Lahore: A Pakistani court on Saturday sentenced two men to death over the gang rape of a French-Pakistani mother, lawyers said, an attack that prompted nationwide protests and tough new anti-rape legislation.
The woman was attacked in September last year in front of her small children on the side of a motorway after her car ran out of fuel near the southern city of Lahore.
An outpouring of anger was further fuelled by a police chief who chided the victim for driving at night without a male companion.
“They’ve both been handed the death penalty,” Chaudhry Qasim Arain, a lawyer for both men, told AFP after the verdict and sentencing hearing.

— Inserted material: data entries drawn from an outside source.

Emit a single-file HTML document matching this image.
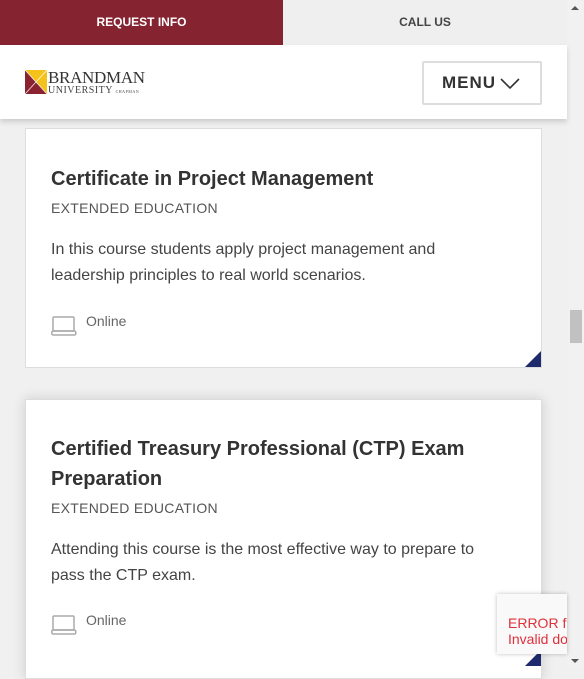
<!DOCTYPE html>
<html><head><style>
*{margin:0;padding:0;box-sizing:border-box}
body{width:584px;height:668px;overflow:hidden;background:#f0f0f0;font-family:"Liberation Sans",sans-serif;position:relative;color:#333}
.top{position:absolute;top:0;left:0;width:567px;height:45px;background:#efefef}
.req{position:absolute;left:0;top:0;width:283px;height:45px;background:#852331;color:#fff;font-weight:bold;font-size:12px;text-align:center;line-height:44px}
.call{position:absolute;left:283px;top:0;width:284px;height:45px;color:#444;font-weight:bold;font-size:12px;text-align:center;line-height:45px}
.hdr{position:absolute;top:45px;left:0;width:567px;height:74px;background:#fff;box-shadow:0 3px 5px rgba(0,0,0,.15);z-index:2}
.menu{position:absolute;left:422px;top:16px;width:120px;height:44px;border:2px solid #ddd;border-radius:2px;font-weight:bold;font-size:17px;letter-spacing:1px;color:#333;line-height:40px;padding-left:18px}
.sb{position:absolute;right:0;top:0;width:17px;height:668px;background:#f1f1f1}
.thumb{position:absolute;left:570px;top:310px;width:12px;height:33px;background:#c1c1c1}
.card{position:absolute;left:25px;width:517px;background:#fff;border:1px solid #ddd;padding-left:25px}
.card h2{font-size:20px;font-weight:bold;line-height:30px;color:#333}
.card .ee{font-size:14px;color:#555;letter-spacing:.3px;margin-top:6px}
.card p{font-size:16px;line-height:26px;color:#444;margin-top:21px;width:430px}
.on{position:absolute;left:25px;font-size:14px;color:#666}
.on span{position:absolute;left:35px;top:-2px}
.tri{position:absolute;right:0;bottom:0;width:0;height:0;border-left:16px solid transparent;border-bottom:16px solid #1e2a6b}
.err{position:absolute;left:497px;top:594px;width:70px;height:60px;background:#f9f9f9;box-shadow:0 0 4px rgba(0,0,0,.25);color:#e0303a;font-size:14px;padding:21px 0 0 11px;line-height:16px;white-space:nowrap;overflow:hidden;z-index:3}
</style></head><body>
<div class="top"><div class="req">REQUEST INFO</div><div class="call">CALL US</div></div>
<div class="hdr">
<svg style="position:absolute;left:25px;top:25px" width="22" height="24" viewBox="0 0 22 24"><rect width="22" height="24" fill="#f4c21b"/><polygon points="0,0 11,12 0,24" fill="#8a2232"/><polygon points="0,24 11,12 22,24" fill="#8a2232"/><line x1="0" y1="0" x2="22" y2="24" stroke="#fff" stroke-width=".7"/><line x1="22" y1="0" x2="0" y2="24" stroke="#fff" stroke-width=".7"/></svg>
<div style="position:absolute;left:48px;top:23px;font-family:'Liberation Serif',serif;font-size:17px;color:#333;letter-spacing:-.3px">BRANDMAN</div>
<div style="position:absolute;left:48px;top:40px;font-family:'Liberation Serif',serif;font-size:10px;color:#444;letter-spacing:.5px">UNIVERSITY <span style="font-size:4px">CHAPMAN</span></div>
<div class="menu">MENU<svg style="position:absolute;left:76px;top:15px" width="20" height="12" viewBox="0 0 20 12"><polyline points="1,1 10,10 19,1" fill="none" stroke="#333" stroke-width="1.6"/></svg></div>
</div>
<div class="card" style="top:128px;height:240px;padding-top:35px">
<h2>Certificate in Project Management</h2>
<div class="ee">EXTENDED EDUCATION</div>
<p>In this course students apply project management and leadership principles to real world scenarios.</p>
<div class="on" style="top:186px"><svg width="26" height="22" viewBox="0 0 26 22"><rect x="2" y="2" width="21" height="14" rx="1" fill="none" stroke="#aaa" stroke-width="1.5"/><rect x="0.8" y="16" width="24" height="4" rx="1.5" fill="none" stroke="#aaa" stroke-width="1.5"/></svg><span>Online</span></div>
<div class="tri"></div>
</div>
<div class="card" style="top:399px;height:280px;padding-top:34px;box-shadow:0 0 12px rgba(0,0,0,.15)">
<h2>Certified Treasury Professional (CTP) Exam Preparation</h2>
<div class="ee">EXTENDED EDUCATION</div>
<p>Attending this course is the most effective way to prepare to pass the CTP exam.</p>
<div class="on" style="top:214px"><svg width="26" height="22" viewBox="0 0 26 22"><rect x="2" y="2" width="21" height="14" rx="1" fill="none" stroke="#aaa" stroke-width="1.5"/><rect x="0.8" y="16" width="24" height="4" rx="1.5" fill="none" stroke="#aaa" stroke-width="1.5"/></svg><span>Online</span></div>
<div class="tri" style="bottom:12px"></div>
</div>
<div class="err">ERROR for<br>Invalid do</div>
<div class="sb"></div><div class="thumb"></div>
<div style="position:absolute;left:571px;top:6px;border:4px solid transparent;border-bottom:4px solid #555;border-top:0"></div>
<div style="position:absolute;left:571px;top:659px;border:4px solid transparent;border-top:4px solid #555;border-bottom:0"></div>
</body></html>
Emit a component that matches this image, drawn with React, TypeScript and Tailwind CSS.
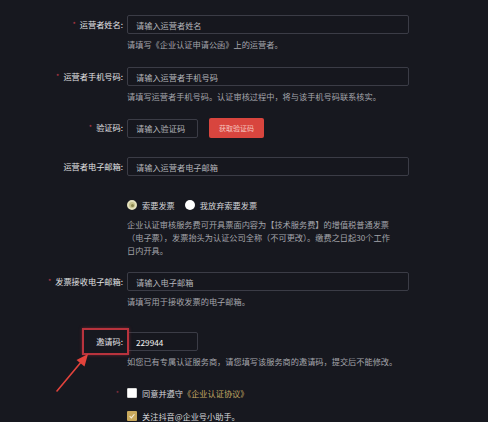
import React from 'react';

const font = "font-['Noto_Sans_CJK_SC','Noto_Sans',sans-serif]";

function Label({ text, required }: { text: string; required?: boolean }) {
  return (
    <div className="w-[127px] shrink-0 h-[19px] pr-[4px] flex items-center justify-end text-[#e2e2e4]">
      {required && <span className="text-[#c23b4a] mr-[4px] text-[7px] leading-none">*</span>}
      <span>{text}:</span>
    </div>
  );
}

function Field({
  label,
  placeholder,
  value,
  required,
  help,
  width = 'w-[282px]',
  className = '',
  children,
}: {
  label: string;
  placeholder?: string;
  value?: string;
  required?: boolean;
  help?: string;
  width?: string;
  className?: string;
  children?: React.ReactNode;
}) {
  return (
    <div className={`flex ${className}`}>
      <Label text={label} required={required} />
      <div>
        <div className="flex items-center">
          <input
            readOnly
            placeholder={placeholder}
            defaultValue={value}
            className={`${width} h-[19px] rounded-[2px] border border-[#3b3c46] bg-[#16171e] px-[8px] text-[8.2px] text-[#f2f2f2] placeholder:text-[#b4b5ba] outline-none ${font}`}
          />
          {children}
        </div>
        {help && <p className="mt-[3.5px] leading-[13px] text-[#a4a5ab]">{help}</p>}
      </div>
    </div>
  );
}

export default function App() {
  return (
    <div className={`relative h-[422px] overflow-hidden bg-[#17181f] text-[8.2px] leading-[13px] ${font}`}>
      <div className="pt-[15px]">
        <Field label="运营者姓名" required placeholder="请输入运营者姓名" help="请填写《企业认证申请公函》上的运营者。" />
        <Field
          className="mt-[16.5px]"
          label="运营者手机号码"
          required
          placeholder="请输入运营者手机号码"
          help="请填写运营者手机号码。认证审核过程中，将与该手机号码联系核实。"
        />
        <Field className="mt-[15.5px]" label="验证码" required placeholder="请输入验证码" width="w-[71px]">
          <button
            type="button"
            className="ml-[11px] h-[20px] w-[55px] rounded-[2px] bg-[#d8453e] text-[7px] text-[#f6c3bf]"
          >
            获取验证码
          </button>
        </Field>
        <Field className="mt-[19px]" label="运营者电子邮箱" placeholder="请输入运营者电子邮箱" />

        <div className="mt-[21px] flex">
          <div className="w-[127px] shrink-0" />
          <div>
            <div className="flex h-[16px] items-center text-[#d4d5d9]">
              <span className="flex h-[10px] w-[10px] items-center justify-center rounded-full border-[2px] border-[#e4e1bd] bg-[#c6c28c]">
                <span className="h-[3px] w-[3px] rounded-full bg-[#8c8850]" />
              </span>
              <span className="ml-[5px]">索要发票</span>
              <span className="ml-[10px] h-[10px] w-[10px] rounded-full bg-white" />
              <span className="ml-[5px]">我放弃索要发票</span>
            </div>
            <p className="mt-[4.5px] w-[282px] text-[#a4a5ab]">
              <span className="block whitespace-nowrap">企业认证审核服务费可开具票面内容为【技术服务费】的增值税普通发票</span>
              <span className="block whitespace-nowrap">（电子票），发票抬头为认证公司全称（不可更改）。缴费之日起30个工作</span>
              <span className="block whitespace-nowrap">日内开具。</span>
            </p>
          </div>
        </div>

        <Field
          className="mt-[15.5px]"
          label="发票接收电子邮箱"
          required
          placeholder="请输入电子邮箱"
          help="请填写用于接收发票的电子邮箱。"
        />

        <div className="relative">
          <Field
            className="mt-[24.5px]"
            label="邀请码"
            value="229944"
            width="w-[71px]"
            help="如您已有专属认证服务商，请您填写该服务商的邀请码，提交后不能修改。"
          />
          <div className="pointer-events-none absolute left-[82px] top-[-4.5px] h-[27px] w-[47px] border-[2px] border-[#b9333d] shadow-[0_0_3px_rgba(200,50,60,0.5)]" />
        </div>

        <div className="mt-[18.5px] flex h-[14px] items-center">
          <div className="w-[127px] shrink-0 pr-[8px] text-right text-[7px] text-[#9a3346]">*</div>
          <span className="h-[10px] w-[10px] rounded-[1px] border border-[#d8d8d8] bg-white" />
          <span className="ml-[5px] text-[#d4d5d9]">同意并遵守</span>
          <span className="text-[#c4a864]">《企业认证协议》</span>
        </div>

        <div className="mt-[9px] flex h-[14px] items-center">
          <div className="w-[127px] shrink-0" />
          <span className="flex h-[10px] w-[10px] items-center justify-center rounded-[1px] bg-[#c8a85c]">
            <svg viewBox="0 0 10 10" className="h-[8px] w-[8px]">
              <path d="M2 5.2 L4.2 7.3 L8 2.8" fill="none" stroke="#f4ecd8" strokeWidth="1.4" />
            </svg>
          </span>
          <span className="ml-[5px] text-[#d4d5d9]">关注抖音@企业号小助手。</span>
        </div>
      </div>

      <svg className="pointer-events-none absolute inset-0 h-full w-full" viewBox="0 0 488 422">
        <line x1="57" y1="391" x2="82" y2="361" stroke="#e2433c" strokeWidth="1.6" strokeLinecap="round" />
        <polygon points="88,354 84.5,366.5 76.5,360" fill="#e2433c" />
      </svg>
    </div>
  );
}
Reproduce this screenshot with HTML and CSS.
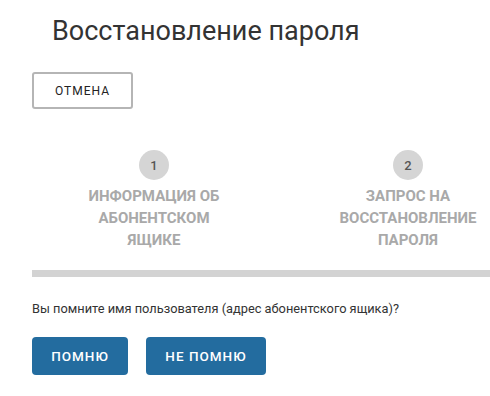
FILE: index.html
```html
<!DOCTYPE html>
<html lang="ru">
<head>
<meta charset="utf-8">
<title>Восстановление пароля</title>
<link rel="stylesheet" href="styles.css">
</head>
<body>
<div class="page">
  <h1 class="title">Восстановление пароля</h1>
  <button class="btn-cancel">ОТМЕНА</button>
  <div class="steps">
    <div class="step">
      <div class="step-num">1</div>
      <div class="step-label">ИНФОРМАЦИЯ ОБ<br>АБОНЕНТСКОМ<br>ЯЩИКЕ</div>
    </div>
    <div class="step step-second">
      <div class="step-num">2</div>
      <div class="step-label">ЗАПРОС НА<br>ВОССТАНОВЛЕНИЕ<br>ПАРОЛЯ</div>
    </div>
  </div>
  <div class="progress"></div>
  <p class="question">Вы помните имя пользователя (адрес абонентского ящика)?</p>
  <div class="actions">
    <button class="btn-primary btn-yes">ПОМНЮ</button>
    <button class="btn-primary btn-no">НЕ ПОМНЮ</button>
  </div>
</div>
</body>
</html>
```
FILE: styles.css
```css
html, body {
  margin: 0;
  padding: 0;
  background: #fff;
  overflow: hidden;
}
body {
  font-family: Roboto, "Noto Sans", "Liberation Sans", sans-serif;
  color: #333;
}
.page {
  padding-left: 32px;
}
.title {
  margin: 14px 0 0 20px;
  font-size: 27px;
  line-height: 34px;
  font-weight: 400;
  color: #333;
}
.btn-cancel {
  display: block;
  margin-top: 24px;
  width: 101px;
  height: 37px;
  background: #fff;
  border: 2px solid #b5b5b5;
  border-radius: 3px;
  font-family: inherit;
  font-size: 12px;
  letter-spacing: 1px;
  color: #222;
  padding: 0;
}
.steps {
  display: grid;
  grid-template-columns: 254px 1fr;
  margin-left: -5px;
  margin-top: 41px;
}
.step {
  display: flex;
  flex-direction: column;
  align-items: center;
}
.step-second {
  padding-left: 45px;
}
.step-num {
  width: 30px;
  height: 30px;
  border-radius: 50%;
  background: #d5d5d5;
  color: #555;
  font-size: 13px;
  font-weight: 500;
  display: flex;
  align-items: center;
  justify-content: center;
}
.step-label {
  margin-top: 5px;
  font-size: 15px;
  line-height: 22px;
  font-weight: 700;
  color: #a9a9a9;
  text-align: center;
}
.progress {
  margin-top: 19px;
  height: 7px;
  background: #d3d3d3;
}
.question {
  margin: 23px 0 0;
  font-size: 12.8px;
  line-height: 18px;
  color: #333;
}
.actions {
  display: flex;
  gap: 18px;
  margin-top: 19px;
}
.btn-primary {
  height: 38px;
  border: 0;
  border-radius: 4px;
  background: #236c9f;
  color: #fff;
  font-family: inherit;
  font-size: 13.5px;
  font-weight: 500;
  letter-spacing: 1px;
  padding: 0;
}
.btn-yes { width: 96px; }
.btn-no { width: 120px; }
```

The two men would appeal the decision, announced at an anti-terrorism court in Lahore.
The attack and the subsequent demands for better protection of women prompted the government to introduce new legislation, including the establishment of special courts to speed up rape trials and the chemical castration of serial rapists.
Chemical castration of rapists involves using drugs to reduce a person’s libido. It was backed by the country’s Prime Minister Imran Khan but activists said it was unclear how it would act as a deterrent.
The country has an abysmal rape conviction rate, 0.3 per cent.
Pakistan is a deeply conservative nation where victims of sexual abuse often are too afraid to speak out and criminal complaints are frequently not investigated seriously.
The country has an abysmal rape conviction rate, with official data putting it as low as 0.3 per cent.
According to the rights groups Justice Project Pakistan, the number of prisoner executions has fallen in the past few years to 15 in both 2018 and 2019. Many death sentences are later commuted to life imprisonment terms.
At the time of the gang rape, Lahore police chief Umar Sheikh repeatedly berated the victim for driving at night without a man, adding that no one in Pakistani society would “allow their sisters and daughters to travel alone so late”.
Sheikh went on to say the woman - a resident of France - probably “mistook that Pakistani society is just as safe” as her home country.
Thousands took part in protests, demanding justice and an increase in spending on initiatives that improve women’s safety, as well as an end to victim blaming.
Much of Pakistan lives under a patriarchal code of “honour” that systematises the oppression of women and those who supposedly bring “shame” on the family can be subjected to violence or murder.